Friday, February 07, 2003
A shy, four-year-old girl with a genetic disease became the centre of attention Thursday at the official opening of a $28-million building at B.C.'s Children's Hospital where patients can get medical care without having to spend the night in a hospital bed.

Rina Pinsky was born with cystic fibrosis and later became deaf.

She spent the first three months of her life in the hospital's intensive care unit and a total of seven months in the hospital.

Now, after she received a cochlear implant that allows her to hear again, her parents, Max and Leona Pinsky, only have to take her to the Children's Hospital several times a month as an out-patient. After treatments at the day clinics in the new Children's Ambulatory Care building, Rina returns home.

Rina clutched her dad, shunned a wall of television cameras and didn't utter a word as hospital officials and B.C. Health Services Minister Colin Hansen made speeches Thursday.

But her mother -- a former chair of a parent advisory committee for the building -- joined the others at the podium to explain how much the new building meant to parents.

"The building is bright and the rooms are easy to find," Leona Pinsky said.

"There are play areas for Rina and my other children. And, most importantly, when Rina comes to this building, she knows she'll be sleeping in her own bed that night."

The south face of the building is a wall of glass. Colourful sculptures are suspended from high ceilings.

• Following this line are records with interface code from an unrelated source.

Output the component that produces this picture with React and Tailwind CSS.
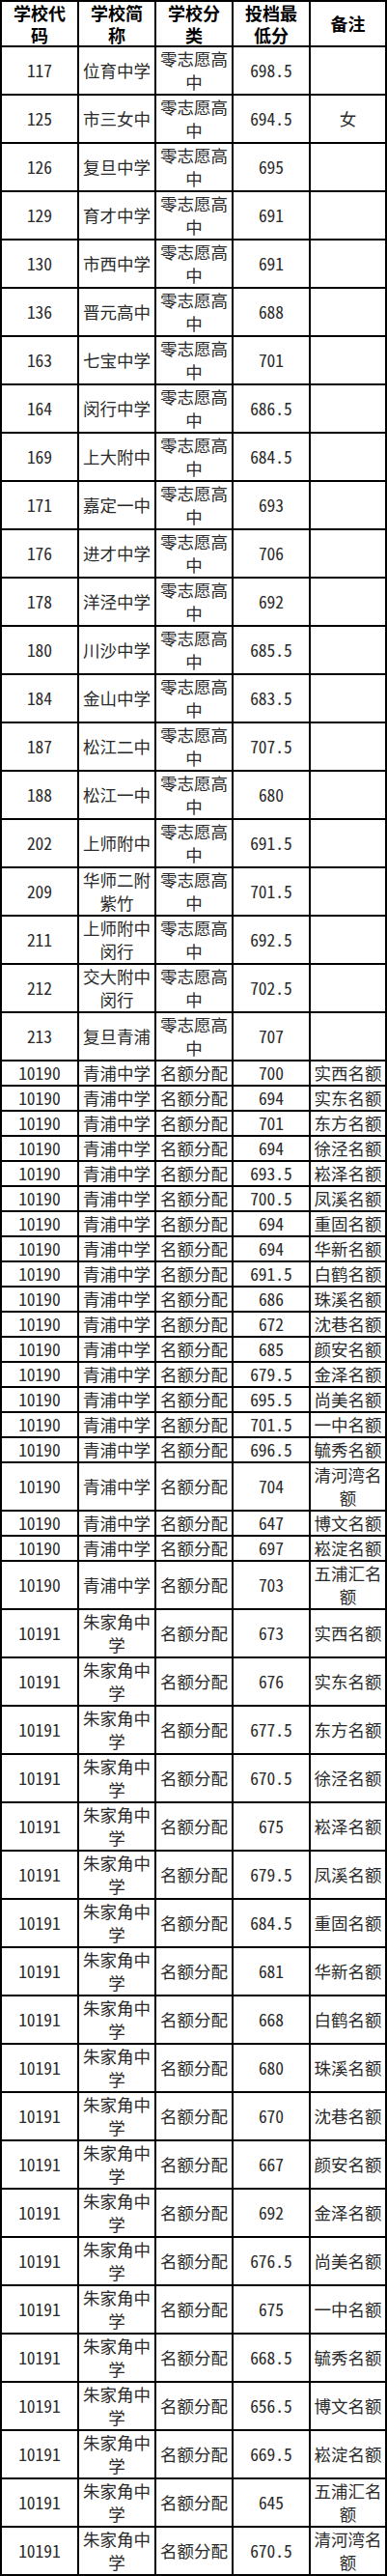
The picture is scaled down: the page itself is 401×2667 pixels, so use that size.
import React from "react";

const zero = [
  ["117", "位育中学", "698.5", ""],
  ["125", "市三女中", "694.5", "女"],
  ["126", "复旦中学", "695", ""],
  ["129", "育才中学", "691", ""],
  ["130", "市西中学", "691", ""],
  ["136", "晋元高中", "688", ""],
  ["163", "七宝中学", "701", ""],
  ["164", "闵行中学", "686.5", ""],
  ["169", "上大附中", "684.5", ""],
  ["171", "嘉定一中", "693", ""],
  ["176", "进才中学", "706", ""],
  ["178", "洋泾中学", "692", ""],
  ["180", "川沙中学", "685.5", ""],
  ["184", "金山中学", "683.5", ""],
  ["187", "松江二中", "707.5", ""],
  ["188", "松江一中", "680", ""],
  ["202", "上师附中", "691.5", ""],
  ["209", "华师二附紫竹", "701.5", ""],
  ["211", "上师附中闵行", "692.5", ""],
  ["212", "交大附中闵行", "702.5", ""],
  ["213", "复旦青浦", "707", ""],
];

const qp = [
  ["700", "实西名额"],
  ["694", "实东名额"],
  ["701", "东方名额"],
  ["694", "徐泾名额"],
  ["693.5", "崧泽名额"],
  ["700.5", "凤溪名额"],
  ["694", "重固名额"],
  ["694", "华新名额"],
  ["691.5", "白鹤名额"],
  ["686", "珠溪名额"],
  ["672", "沈巷名额"],
  ["685", "颜安名额"],
  ["679.5", "金泽名额"],
  ["695.5", "尚美名额"],
  ["701.5", "一中名额"],
  ["696.5", "毓秀名额"],
  ["704", "清河湾名额"],
  ["647", "博文名额"],
  ["697", "崧淀名额"],
  ["703", "五浦汇名额"],
];

const zjj = [
  ["673", "实西名额"],
  ["676", "实东名额"],
  ["677.5", "东方名额"],
  ["670.5", "徐泾名额"],
  ["675", "崧泽名额"],
  ["679.5", "凤溪名额"],
  ["684.5", "重固名额"],
  ["681", "华新名额"],
  ["668", "白鹤名额"],
  ["680", "珠溪名额"],
  ["670", "沈巷名额"],
  ["667", "颜安名额"],
  ["692", "金泽名额"],
  ["676.5", "尚美名额"],
  ["675", "一中名额"],
  ["668.5", "毓秀名额"],
  ["656.5", "博文名额"],
  ["669.5", "崧淀名额"],
  ["645", "五浦汇名额"],
  ["670.5", "清河湾名额"],
];

const rows = [
  ...zero.map(([c, n, s, r]) => ({ cells: [c, n, "零志愿高中", s, r], tall: true })),
  ...qp.map(([s, r]) => ({
    cells: ["10190", "青浦中学", "名额分配", s, r],
    tall: r.length > 4,
  })),
  ...zjj.map(([s, r]) => ({
    cells: ["10191", "朱家角中学", "名额分配", s, r],
    tall: true,
  })),
];

const cell =
  "border-l-2 border-t-2 border-black flex items-center justify-center text-center overflow-hidden break-all";

function Header() {
  const heads = [
    ["学校代", "码"],
    ["学校简", "称"],
    ["学校分", "类"],
    ["投档最", "低分"],
    ["备注"],
  ];
  return (
    <div className="grid grid-cols-[80px_80px_80px_80px_79px] h-[47px]">
      {heads.map((h, i) => (
        <div
          key={i}
          className={cell + " font-bold text-black text-[18px] leading-[23px] font-['Noto_Sans_CJK_SC',sans-serif]"}
        >
          <div>
            {h.map((l, j) => (
              <div key={j}>{l}</div>
            ))}
          </div>
        </div>
      ))}
    </div>
  );
}

export default function App() {
  return (
    <div
      lang="zh-CN"
      className="w-[401px] bg-white border-r-2 border-b-2 border-black text-[#2a2a2a] text-[17.5px] leading-[24px] font-['Noto_Sans_Mono_CJK_SC','Noto_Sans_CJK_SC',monospace]"
    >
      <Header />
      {rows.map((row, i) => (
        <div
          key={i}
          className={
            "grid grid-cols-[80px_80px_80px_80px_79px] " +
            (row.tall ? "h-[50px]" : "h-[26px]")
          }
        >
          {row.cells.map((t, j) => (
            <div key={j} className={cell}>
              <span>{t}</span>
            </div>
          ))}
        </div>
      ))}
    </div>
  );
}
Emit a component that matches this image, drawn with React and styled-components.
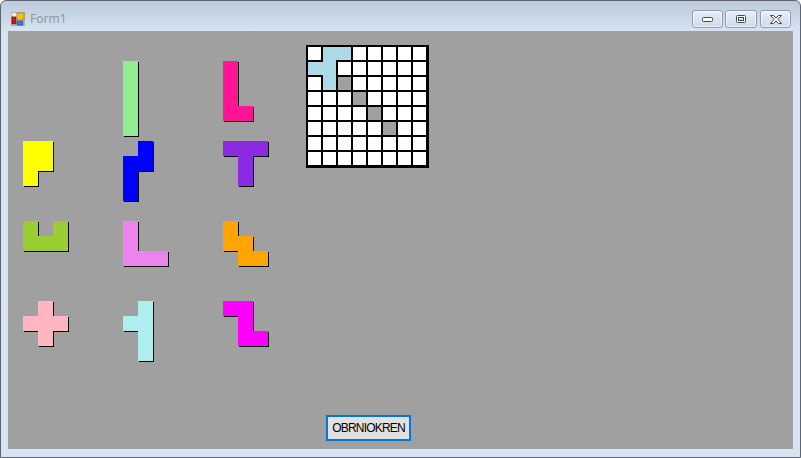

Mini-kitchens in clinics are available for family and patient use.

Pinsky said staff who work in the building -- people who "treat the sickest and most medically fragile children in our province, day after day, week after week" -- now have a pleasant and modern workplace.

"As a family who faces the reality every day of profound deafness and a chronic, progressive illness, our path is not an easy one," she said. "But it's a path that has been made smoother by the help and support we receive here."

Before the first out-patient clinics moved into the new building about one year ago, parents and sick kids went to old out-patient clinics, which used to occupy less than 900 square metres of space inside the hospital.

Stephanie Carlson, the chair of the B.C.'s Children's Hospital Foundation, said it was a cramped and unbearable space. The new building, a five-storey structure near the main entrance of the hospital, has more than 10,555 square metres of space. It has room for 24 medical and surgical clinics, for specialities that range from dermatology to neurosurgery.

Carlson said the foundation raised $8 million of the cost of the building. The provincial government provided the balance, some $20 million.

Hansen said the Ambulatory Care building is symbolic of the changes the health care system is already undergoing. New out-patient services at ambulatory or out-patient clinics mean B.C. needs only 50 per cent of the in-patient hospital beds that were required for the population in 1985, he said.

"This facility is all about the children who are going to get the care they need here," Hansen said. "They're going to see wait lists for care coming down. They're going to see fewer cancellations for surgery, as a direct result of this facility."